The following comes from the Vatican News:
In his homily at Holy Mass on Friday morning, 20 December, Pope Francis reflected on the day's Gospel from St Luke (1:26-38), which record the words of the angel Gabriel to Mary: “The power of the Most High will overshadow you. The Holy Spirit will come upon you”. The Pope noted that the angel's words harken back to the day's first Reading from the Book of Isaiah (7:10-14).
“Throughout salvation history, the overshadowing of God has always guarded mystery,” the Pontiff said. “The overshadowing of God accompanied his people in the desert” and the whole of salvation history, he said, “demonstrates that the Lord has always guarded the mystery. He veiled the mystery, he did not publicize the mystery”. In fact, the Pope added, “a mystery that promotes itself is not Christian, it is not a mystery of God”. The day's Gospel clearly confirms this, he said, for when Mary received the angel's announcement, “the mystery of her motherhood” remained hidden.
“God's overshadowing of us in our lives,” the Pope continued, helps us to “discover our own mystery: our mystery of encounter with the Lord, the mystery of our life's journey with the Lord”. In fact, he said, “each of us knows how mysteriously the Lord works in his or her heart and soul. And this is the overshadowing, the power, the Holy Spirit's style, as it were, for veiling our mystery. This overshadowing in us, in our lives, is called silence. Silence is the cloud that veils the mystery of our relationship with the Lord, of our holiness and of our sins”.

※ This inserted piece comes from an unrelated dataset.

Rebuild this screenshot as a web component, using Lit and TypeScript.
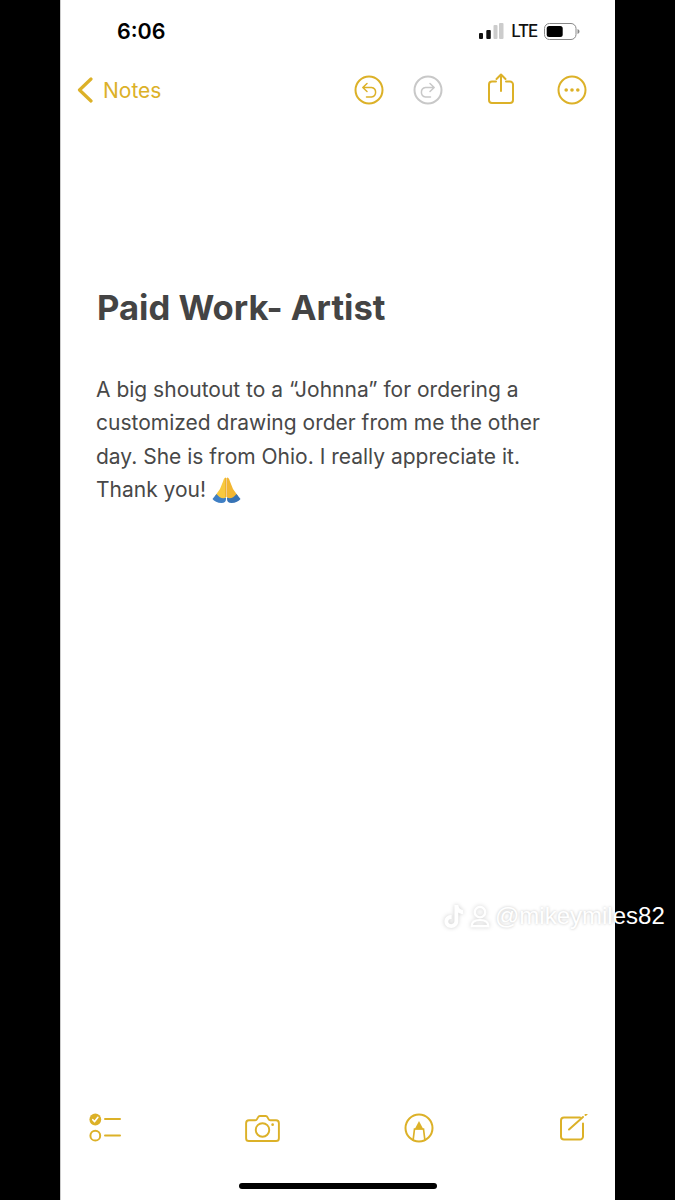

“It is a mystery that we cannot explain. But when there is no silence in our lives, we lose the mystery, it goes away”. Hence the importance “of guarding the mystery with silence: this is the cloud, this is God's power in us, it is the strength of the Holy Spirit”.
The Pope turned again to the witness of the Blessed Virgin, who lived in this silence for the whole of her life. “I think about how many times she remained silent, how many times she did not say what she felt in order to guard the mystery of her relationship with her Son”. He then recalled how “in 1964, in Nazareth, Paul VI told us all that we need to renew and strengthen, to fortify silence,” precisely because “silence guards the mystery”.
The Pope then gave voice to “the silence of Our Lady at the foot of the Cross,” as Pope John Paul II had done before him. In reality, he said, the Gospel does not report any words from Our Lady. Mary “was silent, but within her heart how many things she said to the Lord” in that crucial moment in history. Likely, Mary would have thought back to the angel's words regarding her Son: “On that day you told me he would be great! You told me he would be given the throne of David his father and that he would reign for ever! But now look there” at the Cross. Mary, Pope Francis added, “veiled in silence the mystery which she did not understand. And through silence she allowed the mystery to grow and flourish,” thus bringing great hope to all.
“The Holy Spirit will come upon you, the power of the Most High will overshadow you”. The angel's words to Mary assure us that “the Lord veils his mystery,” the Pope said. For “the mystery of our relationship with God, of our journey, of our salvation should not be aired or publicized. Silence should be its guard”.
Pope Francis concluded with a prayer that “the Lord might grant us all the grace to love silence, to seek it out, to have a heart guarded by the cloud of silence. Thus the mystery growing within us shall bear much fruit”.